During summer, the stiffest competition often comes from houseboaters. During the peak summer months, there are often more than 200 houseboats on the lake at any given time.

But Don Pedro Reservoir is big enough that it seldom feels crowded. 

Getting to Don Pedro Reservoir

Don Pedro Reservoir is located about an hour or a little more east of Stockton and Modesto.

A variety of options for supplies, dining and overnight accommodations are available in nearby communities, including Moccasin and La Grange.

Bank and Boat Access

Don Pedro Reservoir is managed as part of Don Pedro Recreation Area, which surrounds the lake and includes several boat launch and fishing access sites, as well as campgrounds and day use areas.

Here are the spots to know:

Fleming Meadows

Located at the south end of the lake east of the dam, the Fleming Meadows Recreation Area offers boat launch facilities and a full-service marina, along with a day-use picnic area and shore fishing access.

Located at the south end of the lake east of the dam, the Fleming Meadows Recreation Area offers boat launch facilities and a full-service marina, along with a day-use picnic area and shore fishing access.

There is also a campground at Fleming Meadows with more than 250 campsites, ranging from rustic tent sites to full-hookup RV sites.

Blue Oaks

On the west side of the dam, the Blue Oaks Recreation Area offers an additional boat launch ramp and campground, with tent and RV sites as well as a fish cleaning station and hiking trails.

Moccasin Point

At the north end of the lake, the Moccasin Point Recreation Area is a great place to launch your boat for bass fishing in the Moccasin Creek Arm.

There is also a full-service marina, ample shore access, a fish cleaning station and a campground with tent and RV sites. Hiking trails lead from the campground to areas throughout the Moccasin Creek and Tuolumne River arms.

Additional Access

Most of the shoreline of Don Pedro Reservoir is undeveloped, and countless “unofficial” shore fishing access sites can be found by driving around the lake and exploring various pull-offs.

Backcountry camping along undeveloped parts of the lakeshore is also permitted.

Know Before You Go

Like many reservoirs in California, Don Pedro Reservoir is heavily influenced by rainfall and drought, which can drastically affect the water level.

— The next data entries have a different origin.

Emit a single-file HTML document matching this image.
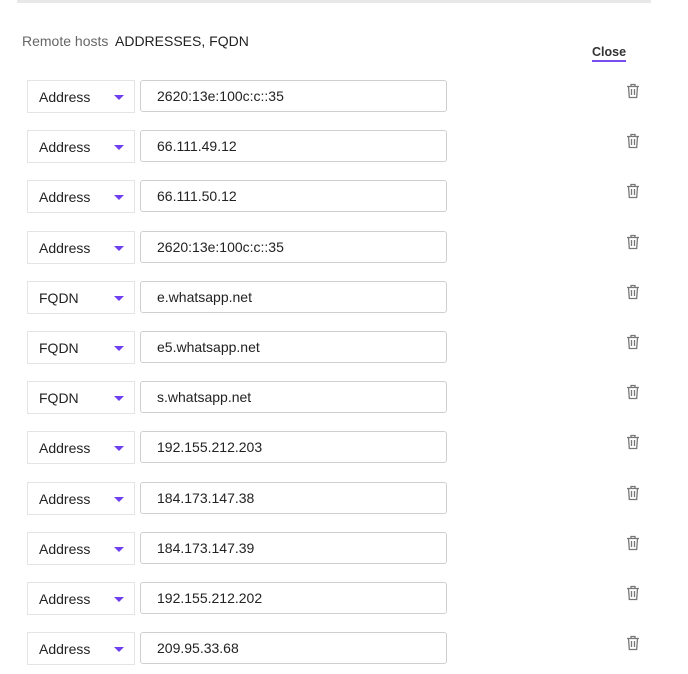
<!DOCTYPE html>
<html><head><style>
body{margin:0;width:688px;height:674px;background:#fff;font-family:"Liberation Sans",sans-serif;color:#222;position:relative;overflow:hidden}
.bar{position:absolute;left:17px;top:0;width:634px;height:3px;background:#e8e8e8}
.lbl{position:absolute;left:22px;top:33px;font-size:14px;color:#666}
.val{position:absolute;left:115px;top:33px;font-size:14px;color:#222}
.close{position:absolute;left:592px;top:45px;font-size:12.5px;font-weight:bold;color:#333;border-bottom:2px solid #7a4df0;padding-bottom:1px}
.sel{position:absolute;left:27px;width:108px;height:33px;border:1px solid #e4e4e4;box-sizing:border-box}
.sel span{position:absolute;left:11px;top:8px;font-size:14px}
.sel i{position:absolute;left:86px;top:14px;width:0;height:0;border-left:5px solid transparent;border-right:5px solid transparent;border-top:5px solid #6d3ff0}
.inp{position:absolute;left:140px;width:307px;height:32px;border:1px solid #cfcfcf;border-radius:3px;box-sizing:border-box}
.inp span{position:absolute;left:16px;top:7px;font-size:14px}
.tr{position:absolute;left:626px}
</style></head><body>
<div class="bar"></div>
<div class="lbl">Remote hosts</div>
<div class="val">ADDRESSES, FQDN</div>
<div class="close">Close</div>
<div id="rows"></div>
<script>
var d=[["Address","2620:13e:100c:c::35"],["Address","66.111.49.12"],["Address","66.111.50.12"],["Address","2620:13e:100c:c::35"],["FQDN","e.whatsapp.net"],["FQDN","e5.whatsapp.net"],["FQDN","s.whatsapp.net"],["Address","192.155.212.203"],["Address","184.173.147.38"],["Address","184.173.147.39"],["Address","192.155.212.202"],["Address","209.95.33.68"]];
var h="";
d.forEach(function(r,i){var y=80+i*50.2;
h+='<div class="sel" style="top:'+y+'px"><span>'+r[0]+'</span><i></i></div>';
h+='<div class="inp" style="top:'+y+'px"><span>'+r[1]+'</span></div>';
h+='<svg class="tr" style="top:'+(y+3)+'px" width="14" height="16" viewBox="0 0 14 16" fill="none" stroke="#777" stroke-width="1.3"><path d="M1 3.5h12M5 3.5V1.5h4v2M2.5 3.5l.8 11h7.4l.8-11M5.5 6v6M8.5 6v6"/></svg>';});
document.getElementById("rows").innerHTML=h;
</script>
</body></html>
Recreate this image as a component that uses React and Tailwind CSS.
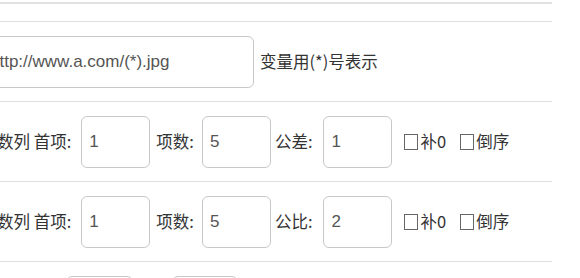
import React from "react";

const cjk = "font-['Microsoft_YaHei','Noto_Sans_CJK_SC',sans-serif]";

const Field = ({ value, className = "" }) => (
  <input
    readOnly
    value={value}
    className={`h-[52px] shrink-0 rounded-[6px] border border-[#c8c8c8] bg-white px-[7px] font-['Liberation_Sans',Arial,sans-serif] text-[17px] text-[#555] outline-none ${className}`}
  />
);

const Check = ({ label }) => (
  <span className="flex items-center">
    <span className="inline-block h-[16px] w-[14px] border border-[#666]" />
    <span className="ml-[2px]">{label}</span>
  </span>
);

const SeriesRow = ({ title, stepLabel, step }) => (
  <div className="flex h-[80px] items-center border-t border-[#dedede]">
    <div className="-ml-[36px] flex items-center">
      <span>{title} 首项:</span>
      <Field value="1" className="ml-[10px] w-[69px]" />
      <span className="ml-[6px]">项数:</span>
      <Field value="5" className="ml-[8px] w-[69px]" />
      <span className="ml-[4px]">{stepLabel}:</span>
      <Field value={step} className="ml-[11px] w-[69px]" />
      <div className="ml-[12px] flex items-center gap-[14px]">
        <Check label="补0" />
        <Check label="倒序" />
      </div>
    </div>
  </div>
);

export default function App() {
  return (
    <div className={`h-[278px] w-[580px] overflow-hidden bg-white text-[16.5px] text-[#333] ${cjk}`}>
      <div className="w-[552px] pt-[2px]">
        <div className="h-[19px] border-t-2 border-[#e2e2e2]" />
        <div className="flex h-[80px] items-center border-t border-[#dedede]">
          <div className="-ml-[18px] flex items-center">
            <Field value="http://www.a.com/(*).jpg" className="w-[272px]" />
            <span className="ml-[6px]">变量用(*)号表示</span>
          </div>
        </div>
        <SeriesRow title="等差数列" stepLabel="公差" step="1" />
        <SeriesRow title="等比数列" stepLabel="公比" step="2" />
        <div className="flex h-[80px] items-center border-t border-[#dedede]">
          <div className="flex items-center">
            <span className="w-[66px]">范围</span>
            <Field value="1" className="w-[67px]" />
            <span className="ml-[6px] w-[33px]">到</span>
            <Field value="9" className="w-[66px]" />
          </div>
        </div>
      </div>
    </div>
  );
}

Low water can make some boat launches inaccessible, so it’s always a good idea to check the lake level before planning your trip.

You can get up-to-date information on lake levels through the Modesto Irrigation District website.

The water level can affect the quality of the fishing as well, but often in more long-term ways.

Many bass fishermen actually prefer to fish Don Pedro Reservoir when it’s low, because bass are concentrated in a smaller area.

But if bass are unable to reach spawning sites due to low water, it can impact populations for years to come.